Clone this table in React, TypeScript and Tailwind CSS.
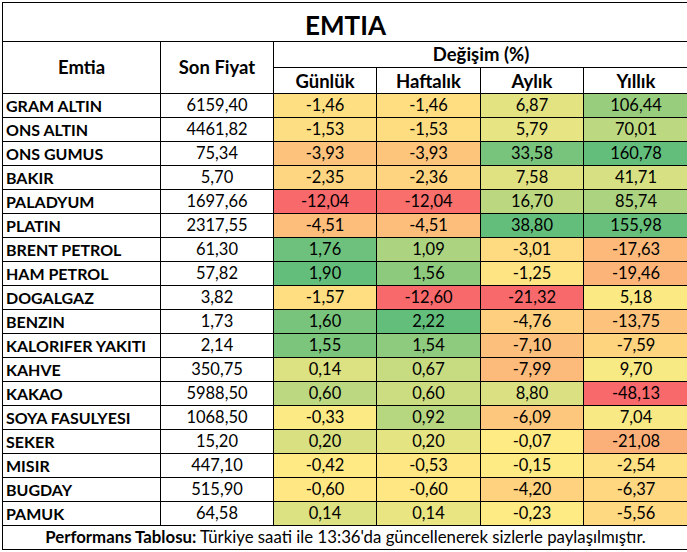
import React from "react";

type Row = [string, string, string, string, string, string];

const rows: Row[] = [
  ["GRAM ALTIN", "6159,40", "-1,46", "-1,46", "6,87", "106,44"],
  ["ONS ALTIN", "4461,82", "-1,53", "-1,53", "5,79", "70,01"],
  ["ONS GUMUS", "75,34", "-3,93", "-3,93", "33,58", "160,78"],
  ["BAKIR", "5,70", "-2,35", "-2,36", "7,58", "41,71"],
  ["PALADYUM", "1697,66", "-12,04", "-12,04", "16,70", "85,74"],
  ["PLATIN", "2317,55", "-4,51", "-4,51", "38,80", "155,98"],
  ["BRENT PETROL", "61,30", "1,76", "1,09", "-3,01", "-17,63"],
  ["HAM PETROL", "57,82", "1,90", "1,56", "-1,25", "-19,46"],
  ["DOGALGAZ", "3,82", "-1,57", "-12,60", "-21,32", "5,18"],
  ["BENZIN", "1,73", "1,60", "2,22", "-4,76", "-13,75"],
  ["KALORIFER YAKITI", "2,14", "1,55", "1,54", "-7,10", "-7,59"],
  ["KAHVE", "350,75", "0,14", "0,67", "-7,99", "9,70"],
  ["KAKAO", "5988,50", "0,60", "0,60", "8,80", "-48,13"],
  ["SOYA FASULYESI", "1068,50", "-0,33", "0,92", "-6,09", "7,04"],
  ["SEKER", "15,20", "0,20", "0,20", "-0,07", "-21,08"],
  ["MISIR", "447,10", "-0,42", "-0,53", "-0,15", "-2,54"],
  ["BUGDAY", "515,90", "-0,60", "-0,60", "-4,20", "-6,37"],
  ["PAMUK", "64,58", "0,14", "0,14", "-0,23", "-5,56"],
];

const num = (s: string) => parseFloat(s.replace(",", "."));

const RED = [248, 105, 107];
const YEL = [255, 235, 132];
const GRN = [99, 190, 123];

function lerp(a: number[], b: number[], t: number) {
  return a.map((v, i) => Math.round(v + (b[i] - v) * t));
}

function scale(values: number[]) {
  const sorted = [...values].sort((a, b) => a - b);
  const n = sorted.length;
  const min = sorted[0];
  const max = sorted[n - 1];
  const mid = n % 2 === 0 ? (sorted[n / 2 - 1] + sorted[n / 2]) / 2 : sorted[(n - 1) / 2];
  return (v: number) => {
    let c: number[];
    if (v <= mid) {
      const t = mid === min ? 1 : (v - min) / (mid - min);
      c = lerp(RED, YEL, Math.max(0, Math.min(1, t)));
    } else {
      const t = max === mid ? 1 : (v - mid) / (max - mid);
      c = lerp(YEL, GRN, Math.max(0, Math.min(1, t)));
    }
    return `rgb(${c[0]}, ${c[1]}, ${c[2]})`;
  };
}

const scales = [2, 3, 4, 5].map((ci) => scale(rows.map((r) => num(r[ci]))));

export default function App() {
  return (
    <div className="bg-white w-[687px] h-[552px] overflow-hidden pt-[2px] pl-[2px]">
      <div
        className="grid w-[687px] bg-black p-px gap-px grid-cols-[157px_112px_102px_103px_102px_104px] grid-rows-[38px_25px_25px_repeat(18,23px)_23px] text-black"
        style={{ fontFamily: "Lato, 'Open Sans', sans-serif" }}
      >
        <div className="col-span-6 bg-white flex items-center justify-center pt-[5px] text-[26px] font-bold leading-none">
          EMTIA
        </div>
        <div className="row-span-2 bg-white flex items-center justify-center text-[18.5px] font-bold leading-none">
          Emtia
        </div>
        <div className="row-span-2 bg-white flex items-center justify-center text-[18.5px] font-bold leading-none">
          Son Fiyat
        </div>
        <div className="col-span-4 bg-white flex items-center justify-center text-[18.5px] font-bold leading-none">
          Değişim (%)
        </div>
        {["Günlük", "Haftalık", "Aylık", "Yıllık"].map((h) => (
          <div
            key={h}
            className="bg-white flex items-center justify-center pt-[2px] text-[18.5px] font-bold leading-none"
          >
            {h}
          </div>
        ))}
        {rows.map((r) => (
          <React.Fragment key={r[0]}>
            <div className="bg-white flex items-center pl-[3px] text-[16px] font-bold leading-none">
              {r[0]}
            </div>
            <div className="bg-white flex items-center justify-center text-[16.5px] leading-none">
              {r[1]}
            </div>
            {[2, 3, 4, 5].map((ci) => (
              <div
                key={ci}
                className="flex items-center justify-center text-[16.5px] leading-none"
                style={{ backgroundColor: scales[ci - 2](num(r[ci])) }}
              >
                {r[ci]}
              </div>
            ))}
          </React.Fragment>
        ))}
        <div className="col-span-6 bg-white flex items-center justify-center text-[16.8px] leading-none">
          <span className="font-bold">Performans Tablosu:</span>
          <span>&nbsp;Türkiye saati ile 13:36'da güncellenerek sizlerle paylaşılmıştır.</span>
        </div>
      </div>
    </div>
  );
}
-------
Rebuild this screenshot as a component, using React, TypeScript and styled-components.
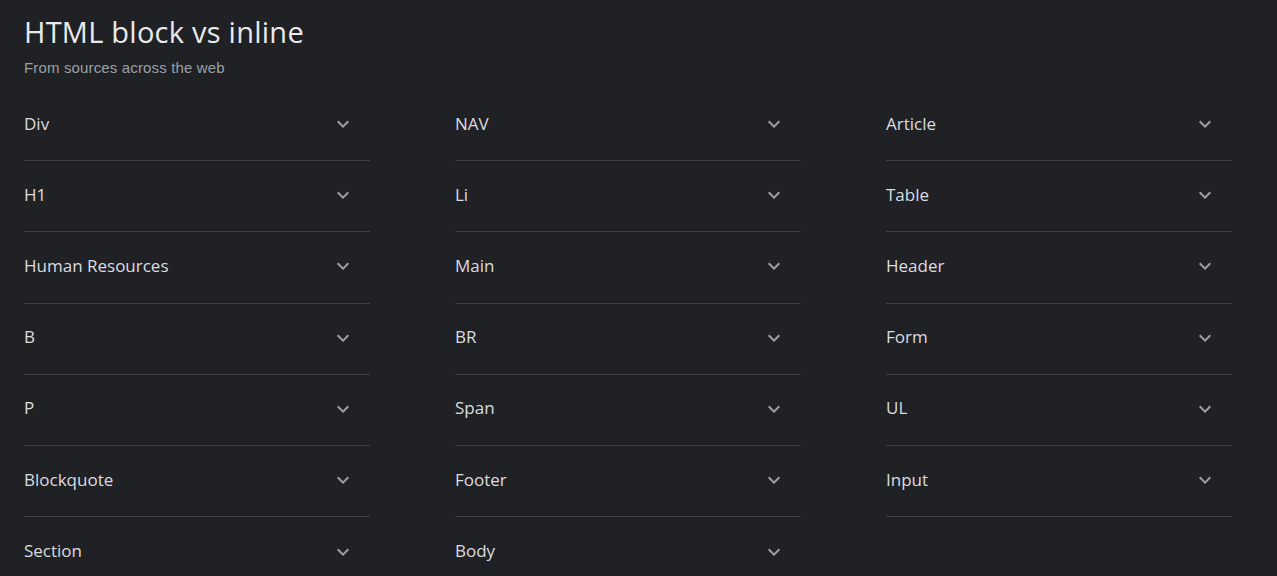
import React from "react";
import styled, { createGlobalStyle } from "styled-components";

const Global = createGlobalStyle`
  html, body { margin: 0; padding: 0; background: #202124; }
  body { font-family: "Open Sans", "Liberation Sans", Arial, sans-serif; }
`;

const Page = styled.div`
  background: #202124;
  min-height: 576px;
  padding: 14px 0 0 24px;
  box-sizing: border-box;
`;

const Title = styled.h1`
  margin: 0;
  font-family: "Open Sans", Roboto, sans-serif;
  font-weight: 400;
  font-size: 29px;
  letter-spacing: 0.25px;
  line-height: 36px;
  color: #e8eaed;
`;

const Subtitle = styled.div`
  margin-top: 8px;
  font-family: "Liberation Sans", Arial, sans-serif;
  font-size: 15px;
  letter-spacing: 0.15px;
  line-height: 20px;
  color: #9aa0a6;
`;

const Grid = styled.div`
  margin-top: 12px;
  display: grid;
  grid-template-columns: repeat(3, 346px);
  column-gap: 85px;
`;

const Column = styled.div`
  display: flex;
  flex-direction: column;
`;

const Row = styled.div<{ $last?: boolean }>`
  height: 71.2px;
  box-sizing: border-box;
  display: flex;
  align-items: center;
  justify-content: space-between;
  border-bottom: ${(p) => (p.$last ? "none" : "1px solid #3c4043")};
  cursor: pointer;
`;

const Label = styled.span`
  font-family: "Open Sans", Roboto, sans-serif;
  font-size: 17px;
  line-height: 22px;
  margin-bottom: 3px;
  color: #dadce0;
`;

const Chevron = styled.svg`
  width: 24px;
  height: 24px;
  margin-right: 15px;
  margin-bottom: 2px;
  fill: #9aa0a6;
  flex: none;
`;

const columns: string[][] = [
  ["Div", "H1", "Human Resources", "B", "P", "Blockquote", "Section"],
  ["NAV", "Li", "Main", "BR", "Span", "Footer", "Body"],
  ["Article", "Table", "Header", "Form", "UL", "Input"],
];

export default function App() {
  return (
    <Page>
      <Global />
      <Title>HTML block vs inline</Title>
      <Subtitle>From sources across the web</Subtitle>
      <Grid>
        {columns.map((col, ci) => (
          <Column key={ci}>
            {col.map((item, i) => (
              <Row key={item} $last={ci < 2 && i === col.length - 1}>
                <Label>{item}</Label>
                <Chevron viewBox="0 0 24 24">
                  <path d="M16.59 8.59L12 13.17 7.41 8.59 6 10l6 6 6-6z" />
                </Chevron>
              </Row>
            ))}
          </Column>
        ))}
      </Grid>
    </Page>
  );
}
-------
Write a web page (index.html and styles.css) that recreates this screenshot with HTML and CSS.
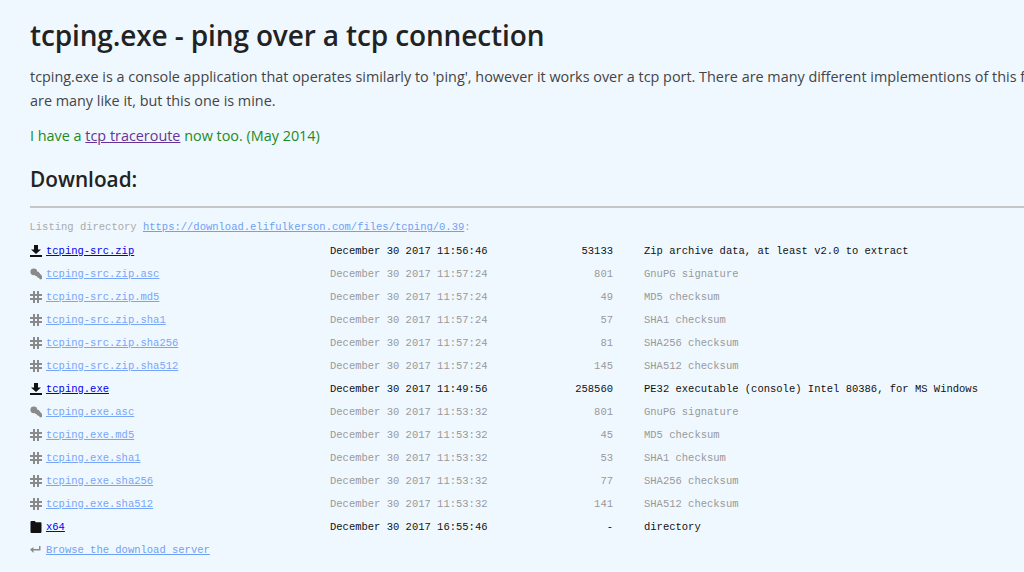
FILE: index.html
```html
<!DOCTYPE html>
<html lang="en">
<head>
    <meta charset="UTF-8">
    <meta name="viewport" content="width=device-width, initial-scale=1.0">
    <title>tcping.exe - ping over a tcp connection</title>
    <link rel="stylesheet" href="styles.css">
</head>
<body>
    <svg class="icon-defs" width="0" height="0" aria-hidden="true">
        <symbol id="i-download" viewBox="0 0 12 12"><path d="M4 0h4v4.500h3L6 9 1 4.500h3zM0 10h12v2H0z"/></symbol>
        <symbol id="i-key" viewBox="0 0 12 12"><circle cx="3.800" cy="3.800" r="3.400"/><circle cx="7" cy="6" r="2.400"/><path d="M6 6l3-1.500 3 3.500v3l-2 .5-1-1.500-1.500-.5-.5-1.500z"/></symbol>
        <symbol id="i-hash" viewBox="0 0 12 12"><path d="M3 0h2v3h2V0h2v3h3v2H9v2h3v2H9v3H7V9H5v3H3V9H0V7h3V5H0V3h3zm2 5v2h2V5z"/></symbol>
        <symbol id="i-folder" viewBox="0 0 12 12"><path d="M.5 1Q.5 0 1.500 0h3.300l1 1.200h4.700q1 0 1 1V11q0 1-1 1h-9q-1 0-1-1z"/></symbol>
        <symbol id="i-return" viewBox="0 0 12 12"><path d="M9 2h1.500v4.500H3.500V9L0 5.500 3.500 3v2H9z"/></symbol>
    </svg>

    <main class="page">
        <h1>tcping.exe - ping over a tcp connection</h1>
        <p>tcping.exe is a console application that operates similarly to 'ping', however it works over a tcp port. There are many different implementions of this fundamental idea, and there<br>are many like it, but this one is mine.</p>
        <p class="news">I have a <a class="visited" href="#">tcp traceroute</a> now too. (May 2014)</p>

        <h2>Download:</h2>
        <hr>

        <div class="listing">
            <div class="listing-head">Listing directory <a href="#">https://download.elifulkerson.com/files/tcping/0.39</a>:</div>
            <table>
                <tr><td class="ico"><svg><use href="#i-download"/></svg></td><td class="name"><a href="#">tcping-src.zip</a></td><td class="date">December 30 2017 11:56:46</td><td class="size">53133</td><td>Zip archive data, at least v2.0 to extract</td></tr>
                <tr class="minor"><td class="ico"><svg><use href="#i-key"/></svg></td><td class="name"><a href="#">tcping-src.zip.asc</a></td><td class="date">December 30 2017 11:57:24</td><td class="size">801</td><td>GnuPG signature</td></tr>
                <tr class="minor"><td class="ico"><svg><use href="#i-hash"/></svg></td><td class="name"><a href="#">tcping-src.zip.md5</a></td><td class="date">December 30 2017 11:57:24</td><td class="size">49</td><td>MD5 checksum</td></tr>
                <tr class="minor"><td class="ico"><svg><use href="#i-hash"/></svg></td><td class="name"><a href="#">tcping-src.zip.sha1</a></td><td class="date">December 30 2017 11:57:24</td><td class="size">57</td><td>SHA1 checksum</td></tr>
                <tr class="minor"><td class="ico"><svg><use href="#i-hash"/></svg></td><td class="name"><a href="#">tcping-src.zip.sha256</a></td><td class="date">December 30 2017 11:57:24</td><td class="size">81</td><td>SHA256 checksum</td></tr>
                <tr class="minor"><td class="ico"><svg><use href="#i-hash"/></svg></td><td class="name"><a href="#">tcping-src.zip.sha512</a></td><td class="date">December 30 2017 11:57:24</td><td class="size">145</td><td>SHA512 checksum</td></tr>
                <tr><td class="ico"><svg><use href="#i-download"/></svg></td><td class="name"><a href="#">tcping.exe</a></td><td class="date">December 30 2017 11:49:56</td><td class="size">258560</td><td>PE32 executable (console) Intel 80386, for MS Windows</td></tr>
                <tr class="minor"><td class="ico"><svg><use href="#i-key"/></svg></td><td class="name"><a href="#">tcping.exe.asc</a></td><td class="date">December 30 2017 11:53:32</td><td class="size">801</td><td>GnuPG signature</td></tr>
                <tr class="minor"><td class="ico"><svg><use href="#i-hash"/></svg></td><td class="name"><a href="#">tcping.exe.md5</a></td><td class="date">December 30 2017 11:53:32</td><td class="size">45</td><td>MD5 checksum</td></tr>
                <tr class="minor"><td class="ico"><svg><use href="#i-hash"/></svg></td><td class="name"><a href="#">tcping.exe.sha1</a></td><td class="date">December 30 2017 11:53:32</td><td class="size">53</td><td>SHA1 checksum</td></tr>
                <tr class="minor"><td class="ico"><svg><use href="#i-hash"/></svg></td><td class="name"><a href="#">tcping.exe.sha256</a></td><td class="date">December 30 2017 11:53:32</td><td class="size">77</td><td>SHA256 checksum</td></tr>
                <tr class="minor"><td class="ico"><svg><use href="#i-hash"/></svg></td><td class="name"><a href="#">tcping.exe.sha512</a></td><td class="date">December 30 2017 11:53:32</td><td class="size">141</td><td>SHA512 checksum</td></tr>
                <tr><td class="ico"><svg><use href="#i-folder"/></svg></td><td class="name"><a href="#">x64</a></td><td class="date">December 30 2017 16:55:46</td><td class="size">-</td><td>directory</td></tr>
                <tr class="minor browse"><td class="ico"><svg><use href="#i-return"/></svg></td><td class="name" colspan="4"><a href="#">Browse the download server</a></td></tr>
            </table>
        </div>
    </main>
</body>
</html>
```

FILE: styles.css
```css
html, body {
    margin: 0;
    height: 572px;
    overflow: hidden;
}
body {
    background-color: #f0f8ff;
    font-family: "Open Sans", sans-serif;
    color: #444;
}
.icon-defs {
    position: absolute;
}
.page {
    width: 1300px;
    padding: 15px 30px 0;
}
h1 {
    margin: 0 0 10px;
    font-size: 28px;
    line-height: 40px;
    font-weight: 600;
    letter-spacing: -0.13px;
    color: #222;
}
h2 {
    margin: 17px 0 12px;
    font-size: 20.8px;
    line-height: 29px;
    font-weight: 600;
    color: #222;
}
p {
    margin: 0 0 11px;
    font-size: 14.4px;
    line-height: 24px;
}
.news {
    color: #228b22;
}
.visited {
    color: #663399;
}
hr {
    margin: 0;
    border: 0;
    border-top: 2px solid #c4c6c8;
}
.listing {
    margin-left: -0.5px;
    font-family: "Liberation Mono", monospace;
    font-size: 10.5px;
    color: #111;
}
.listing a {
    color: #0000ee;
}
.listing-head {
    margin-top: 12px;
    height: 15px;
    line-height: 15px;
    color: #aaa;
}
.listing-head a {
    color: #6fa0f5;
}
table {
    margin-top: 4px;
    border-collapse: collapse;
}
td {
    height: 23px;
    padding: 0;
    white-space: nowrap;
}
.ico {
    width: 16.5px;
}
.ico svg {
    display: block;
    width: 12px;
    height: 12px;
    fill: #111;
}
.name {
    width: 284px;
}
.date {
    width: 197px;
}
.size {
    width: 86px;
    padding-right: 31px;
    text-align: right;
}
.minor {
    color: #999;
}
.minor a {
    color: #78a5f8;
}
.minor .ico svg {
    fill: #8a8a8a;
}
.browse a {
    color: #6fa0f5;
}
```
-------
→ Exercise objective
In the data above, how many lines contain the string "TypeScript"? Answer with the number only.

→ Completed task
2